In such cases when you suddenly snap and scream or shout at your children, if they are young, they may burst into tears as they have never seen their mother or father in this state and it frightens them. As soon as you compose yourself, apologize to them and say that you’re sorry you lost your temper. Some young children may need to be reassured that although you shouted you still love them. Don’t go thinking you are a terrible parent or having a guilt trip because you screamed a short monologue at your children. First, you are not alone and secondly, you are a parent not a saint!
However, even older children can be upset by seeing a parent suddenly losing it. Again apologize, but do not let your sudden lack of control become the substitute for their punishment. If during your rant you unrealistically said that they were not going to go out for a month and anything still remaining on their bedroom floor was going to be binned, when you have composed yourself, impose a sensible punishment. If your children are not used to seeing you lose control, they too will feel guilty that they pushed you that far, where in truth it was possibly a combination of things, culminating in their behaviour being ‘the straw that broke the camel’s back’. If this is the case explain it to them, as they can start to understand, as they get older, the pressures adults are put under with work, relationships, money issues and children.
Try to stay calm.
Making a habit of shouting at your children will just teach them that if you can’t control yourself, why should they? They will revert to shouting and screaming when they are angry. Shouting is very ineffective and they will cease listening to what you are saying. Some children actually quite enjoy seeing a parent losing their self-control and will wind them up accordingly. Don’t fall into that trap.
It is far more effective to speak in a very firm, very controlled voice, as if to say, ‘I am in control and I intend remaining very much in control.’
Dealing with Unsociable Behaviour: 1–4 years old
What to expect
Toddlers are as much maligned as teenagers; they are labelled rebellious, defiant, even impossible. And yes they can be all those things. In fact these two development stages are similar, as the children are battling for independence. Our mission as parents from day one is to help, guide and educate them towards that independence.
However, a few valuable points to remember about toddlers are:
They have a short attention span
They do not have the ability to see the consequences of their actions
They are curious about everything
They are easily distracted
First, never forget that you are an adult. You are a responsible adult who can have a mortgage, drive a car, reproduce and earn a living. Your children may not yet be two, they probably can’t hold a pencil correctly, hold a conversation or control their bowels. So there’s no reason they should get the better of you, is there? Is there?

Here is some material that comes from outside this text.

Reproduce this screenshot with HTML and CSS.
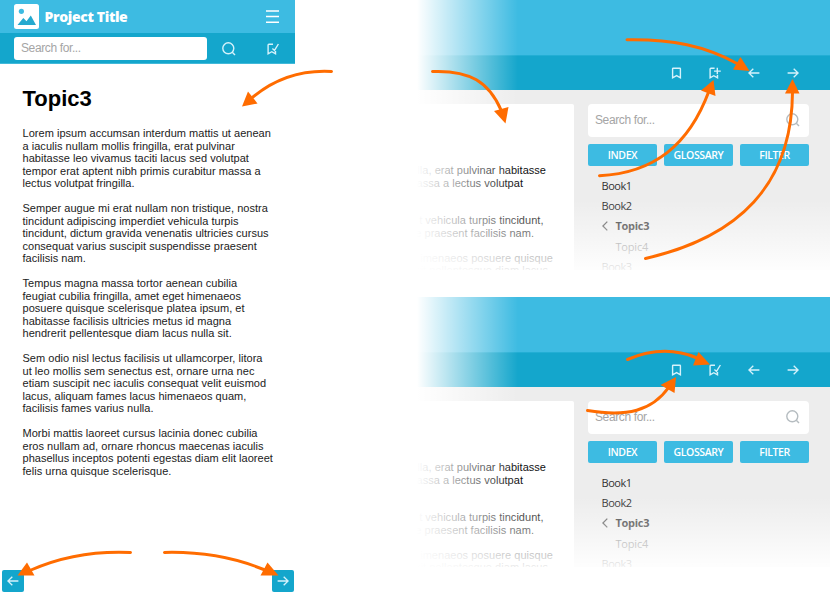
FILE: index.html
```
<!DOCTYPE html>
<html lang="en">
<head>
<meta charset="utf-8">
<title>Project Title</title>
<link rel="stylesheet" href="styles.css">
</head>
<body>
<svg class="defs" width="0" height="0" aria-hidden="true">
  <symbol id="search" viewBox="0 0 14 14"><circle cx="6.3" cy="6.3" r="5.5"/><path d="M10.3 10.3L13 13"/></symbol>
  <symbol id="mark" viewBox="0 0 12 12"><path d="M2.2 1.2h6.600q.6 0 .6.6v9l-3.800-2.200-4 2.200v-9q0-.6.6-.6z"/></symbol>
  <symbol id="add" viewBox="0 0 12 12"><path d="M5.6 1.2H1.900q-.8 0-.8.8v8.800l3.700-2.100 3.700 2.100V8M8.300.8v6.500M5 4.100h6.800"/></symbol>
  <symbol id="check" viewBox="0 0 12 12"><path d="M6 1.2H1.900q-.8 0-.8.8v8.800l3.700-2.100 3.700 2.100V8M5.400 5.400l2.100 2L11.400 1"/></symbol>
  <symbol id="prev" viewBox="0 0 12 12"><path d="M11.400 6H.9M5.300 1.800L.9 6l4.400 4.200"/></symbol>
  <symbol id="next" viewBox="0 0 12 12"><path d="M.6 6h10.500M6.700 1.800L11.100 6l-4.400 4.200"/></symbol>
</svg>
<div class="page">
  <section class="mobile">
    <header class="m-head">
      <svg class="logo" viewBox="0 0 25 25"><rect width="25" height="25" rx="2.5" fill="#fff"/><circle cx="7.4" cy="7.3" r="2.6" fill="#3dbbe2"/><path d="M3.5 21l5.800-7 3.200 3.200 4.300-5.800L22 21z" fill="#25a9cf"/></svg>
      <span class="m-title">Project Title</span>
      <svg class="burger" viewBox="0 0 13 13"><path d="M0 1h13M0 6.600h13M0 12.200h13"/></svg>
    </header>
    <div class="m-bar">
      <div class="m-search">Search for...</div>
      <svg class="ico m-find"><use href="#search"/></svg>
      <svg class="ico m-check"><use href="#check"/></svg>
    </div>
    <article class="m-article">
      <h1>Topic3</h1>
      <p>Lorem ipsum accumsan interdum mattis ut aenean<br>a iaculis nullam mollis fringilla, erat pulvinar<br>habitasse leo vivamus taciti lacus sed volutpat<br>tempor erat aptent nibh primis curabitur massa a<br>lectus volutpat fringilla.</p>
      <p>Semper augue mi erat nullam non tristique, nostra<br>tincidunt adipiscing imperdiet vehicula turpis<br>tincidunt, dictum gravida venenatis ultricies cursus<br>consequat varius suscipit suspendisse praesent<br>facilisis nam.</p>
      <p>Tempus magna massa tortor aenean cubilia<br>feugiat cubilia fringilla, amet eget himenaeos<br>posuere quisque scelerisque platea ipsum, et<br>habitasse facilisis ultricies metus id magna<br>hendrerit pellentesque diam lacus nulla sit.</p>
      <p>Sem odio nisl lectus facilisis ut ullamcorper, litora<br>ut leo mollis sem senectus est, ornare urna nec<br>etiam suscipit nec iaculis consequat velit euismod<br>lacus, aliquam fames lacus himenaeos quam,<br>facilisis fames varius nulla.</p>
      <p>Morbi mattis laoreet cursus lacinia donec cubilia<br>eros nullam ad, ornare rhoncus maecenas iaculis<br>phasellus inceptos potenti egestas diam elit laoreet<br>felis urna quisque scelerisque.</p>
    </article>
    <nav class="m-nav">
      <span class="m-btn"><svg class="ico"><use href="#prev"/></svg></span>
      <span class="m-btn"><svg class="ico"><use href="#next"/></svg></span>
    </nav>
  </section>

  <div class="desktops">
    <section class="desk">
      <div class="d-head"></div>
      <div class="d-bar">
        <svg class="ico"><use href="#mark"/></svg>
        <svg class="ico"><use href="#add"/></svg>
        <svg class="ico"><use href="#prev"/></svg>
        <svg class="ico"><use href="#next"/></svg>
      </div>
      <div class="d-body">
        <div class="d-card">
          <div class="line l1">lla, erat pulvinar habitasse</div>
          <div class="line l2">assa a lectus volutpat</div>
          <div class="line l3">t vehicula turpis tincidunt,</div>
          <div class="line l4">e praesent facilisis nam.</div>
          <div class="line l5">imenaeos posuere quisque</div>
          <div class="line l6">rit pellentesque diam lacus</div>
        </div>
        <aside class="side">
          <div class="d-search"><span>Search for...</span><svg class="ico"><use href="#search"/></svg></div>
          <div class="tabs"><span>INDEX</span><span>GLOSSARY</span><span>FILTER</span></div>
          <ul class="tree">
            <li>Book1</li><li>Book2</li>
            <li class="cur"><svg class="chev" viewBox="0 0 6 10"><path d="M5.300.6L.9 5l4.400 4.400"/></svg>Topic3</li>
            <li class="sub">Topic4</li><li>Book3</li>
          </ul>
        </aside>
      </div>
    </section>
    <section class="desk">
      <div class="d-head"></div>
      <div class="d-bar">
        <svg class="ico"><use href="#mark"/></svg>
        <svg class="ico"><use href="#check"/></svg>
        <svg class="ico"><use href="#prev"/></svg>
        <svg class="ico"><use href="#next"/></svg>
      </div>
      <div class="d-body">
        <div class="d-card">
          <div class="line l1">lla, erat pulvinar habitasse</div>
          <div class="line l2">assa a lectus volutpat</div>
          <div class="line l3">t vehicula turpis tincidunt,</div>
          <div class="line l4">e praesent facilisis nam.</div>
          <div class="line l5">imenaeos posuere quisque</div>
          <div class="line l6">rit pellentesque diam lacus</div>
        </div>
        <aside class="side">
          <div class="d-search"><span>Search for...</span><svg class="ico"><use href="#search"/></svg></div>
          <div class="tabs"><span>INDEX</span><span>GLOSSARY</span><span>FILTER</span></div>
          <ul class="tree">
            <li>Book1</li><li>Book2</li>
            <li class="cur"><svg class="chev" viewBox="0 0 6 10"><path d="M5.300.6L.9 5l4.400 4.400"/></svg>Topic3</li>
            <li class="sub">Topic4</li><li>Book3</li>
          </ul>
        </aside>
      </div>
    </section>
  </div>

  <svg class="arrows" viewBox="0 0 830 595">
    <g class="shaft">
      <path d="M331.500 71.500Q287 69 253 97"/>
      <path d="M432.500 71.500C470 70 489 82 501.500 111"/>
      <path d="M627 39.800C672 39 705 46 737 63.500"/>
      <path d="M599.500 175.700C654 173 689 145 709 91"/>
      <path d="M645.500 258.500C739 237 792 185 792.500 92"/>
      <path d="M130.500 552.400Q76 550 31 570"/>
      <path d="M164.500 552.400Q219 551 265 570"/>
      <path d="M627.500 359.500Q664 344 697 358"/>
      <path d="M587.500 410.500C627 417 652 411 669 387"/>
    </g>
    <g class="tips">
      <path d="M242 106.500L248 91.500L257.500 103.500z"/>
      <path d="M505.500 123.500L494 111L508.500 107z"/>
      <path d="M749.500 71L733 69.500L740.500 57z"/>
      <path d="M713.500 80L715.500 96L701 90.500z"/>
      <path d="M792.500 79L799.500 93.500L785 93.500z"/>
      <path d="M17.500 575.500L27 562.500L34.500 575.500z"/>
      <path d="M278.500 575.500L267.500 562.500L260.500 575.500z"/>
      <path d="M710 364.500L698.500 352L693 365.500z"/>
      <path d="M676 377L674.500 393L660.500 385z"/>
    </g>
  </svg>
</div>
</body>
</html>
```

FILE: styles.css
```
* { box-sizing: border-box; }
body { margin: 0; background: #fff; font-family: "Liberation Sans", Arial, sans-serif; }
.defs { position: absolute; }
.page { position: relative; display: flex; justify-content: space-between; width: 830px; height: 595px; overflow: hidden; }
.ico { display: block; width: 12px; height: 12px; fill: none; stroke: #d5f2fb; stroke-width: 1.4; flex: none; }

.mobile { width: 295px; height: 595px; display: flex; flex-direction: column; }
.m-head { height: 33px; flex: none; background: #3dbbe2; display: flex; align-items: center; padding: 0 15px 0 14px; }
.logo { width: 25px; height: 25px; margin-top: -1px; }
.m-title { flex: 1; margin-left: 5.500px; color: #fff; font: 800 14px/18px "Open Sans", sans-serif; letter-spacing: -.36px; white-space: nowrap; }
.burger { width: 13px; height: 13px; stroke: #fff; stroke-width: 1.5; margin-right: 1px; }
.m-bar { height: 31px; flex: none; background: #14a6cc; border-bottom: 1px solid #41b9d9; display: flex; align-items: center; padding-left: 14px; }
.m-search { width: 193px; height: 23px; background: #fff; border-radius: 3px; padding-left: 7px; font-size: 12px; line-height: 22px; letter-spacing: -.38px; color: #a5a5a5; }
.m-find { width: 14px; height: 14px; margin: 1px 0 0 15px; }
.m-check { margin: 1px 0 0 31px; }
.m-article { flex: 1; padding: 21px 0 0 22.500px; color: #222; }
h1 { margin: 0; font-size: 22px; line-height: 28px; color: #000; }
p { margin: 0 0 12.500px; font-size: 11px; line-height: 12.500px; letter-spacing: .03px; white-space: nowrap; }
h1 + p { margin-top: 14px; }
.m-nav { height: 26px; flex: none; display: flex; justify-content: space-between; padding: 0 1px 0 2px; }
.m-btn { width: 22px; height: 22px; margin-top: 1px; background: #14a6cc; border-radius: 2px; display: flex; align-items: center; justify-content: center; }

.desktops { width: 414px; display: flex; flex-direction: column; gap: 27px; }
.desk { position: relative; height: 270px; overflow: hidden; }
.desk::before, .desk::after { content: ""; position: absolute; z-index: 1; left: 0; top: 0; bottom: 0; }
.desk::before { width: 102px; background: linear-gradient(90deg, #fff 1px, transparent); }
.desk::after { right: 0; top: 200px; background: linear-gradient(transparent, rgba(255,255,255,.3) 35%, rgba(255,255,255,.92)); }
.d-head { height: 55px; background: #3dbbe2; }
.d-bar { height: 35px; background: #14a6cc; border-top: 1px solid #22aed4; display: flex; align-items: center; justify-content: flex-end; gap: 26.600px; padding: 0 31.400px 1px 0; }
.d-body { height: 180px; background: #ededed; display: flex; gap: 14px; padding-top: 14px; }
.d-card { width: 158px; background: #fff; border-top-right-radius: 2px; padding-top: 60px; color: #111; overflow: hidden; }
.line { display: flex; justify-content: flex-end; font-size: 11px; line-height: 12.500px; letter-spacing: .03px; white-space: nowrap; }
.l1 { padding-right: 28px; }
.l2 { padding-right: 51px; }
.l3 { padding-right: 30.500px; margin-top: 25px; }
.l4 { padding-right: 40px; }
.l5 { padding-right: 21px; margin-top: 12.500px; }
.l6 { padding-right: 26px; }
.side { width: 221px; }
.d-search { height: 33px; background: #fff; border-radius: 4px; display: flex; align-items: center; justify-content: space-between; padding: 0 9px 1px 7px; font-size: 12px; letter-spacing: -.38px; color: #a5a5a5; }
.d-search .ico { width: 14px; height: 14px; stroke: #b5bcc0; }
.tabs { display: grid; grid-template-columns: repeat(3, 69px); gap: 7px; margin-top: 7px; }
.tabs span { height: 22px; background: #3dbbe2; border-radius: 2px; color: #fff; text-align: center; font: 600 10.500px/22px "Open Sans", sans-serif; letter-spacing: -.4px; }
.tree { list-style: none; margin: 10px 0 0; padding: 0 0 0 13.500px; font: 11px/20.200px "Open Sans", sans-serif; letter-spacing: -.45px; color: #333; }
.tree li { height: 20.200px; display: flex; align-items: center; }
.tree .cur { font-weight: 700; letter-spacing: -.3px; }
.tree .sub { padding-left: 14px; color: #777; letter-spacing: -.2px; }
.chev { width: 6px; height: 10px; margin-right: 8px; fill: none; stroke: #555; stroke-width: 1.3; }

.arrows { position: absolute; inset: 0; z-index: 2; width: 830px; height: 595px; }
.shaft { fill: none; stroke: #ff6c00; stroke-width: 3; stroke-linecap: round; }
.tips { fill: #ff6c00; }
```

At around two your toddlers will start to assert themselves as the battle for their ultimate goal, independence, begins, which will incorporate winning and losing a few battles along the way. This two-year period is actually the time when they suss out what sort of parents you are and how much they will be able to get away with in the future. Their respect for you starts here. Crack it now and life will be easier for all of you. Although your children won’t recognize it, they will feel reassured and safe knowing that their parents are there constantly guiding, helping, correcting and leading them on their long road to independence.
Children need, and subconsciously want, boundaries and they need to know what they are. Keep rules simple so that they can understand, such as they are not allowed to hit the cat, or bang their sit-on car into the cupboard. Once they know their boundaries they will try and cross them.
Very often they will watch for your reaction as they do it, as if to say, ‘So what are you going to do about it?’ Do something about it. Stop them immediately. In these examples, remove the cat or the car and tell them why. They will be so much happier for it (so will the cat).
When toddlers start to disagree with you it’s not because they’re being disrespectful, they just have a different opinion. If you were to have a toddler that just sat quietly in the corner and obeyed your every command, then worry!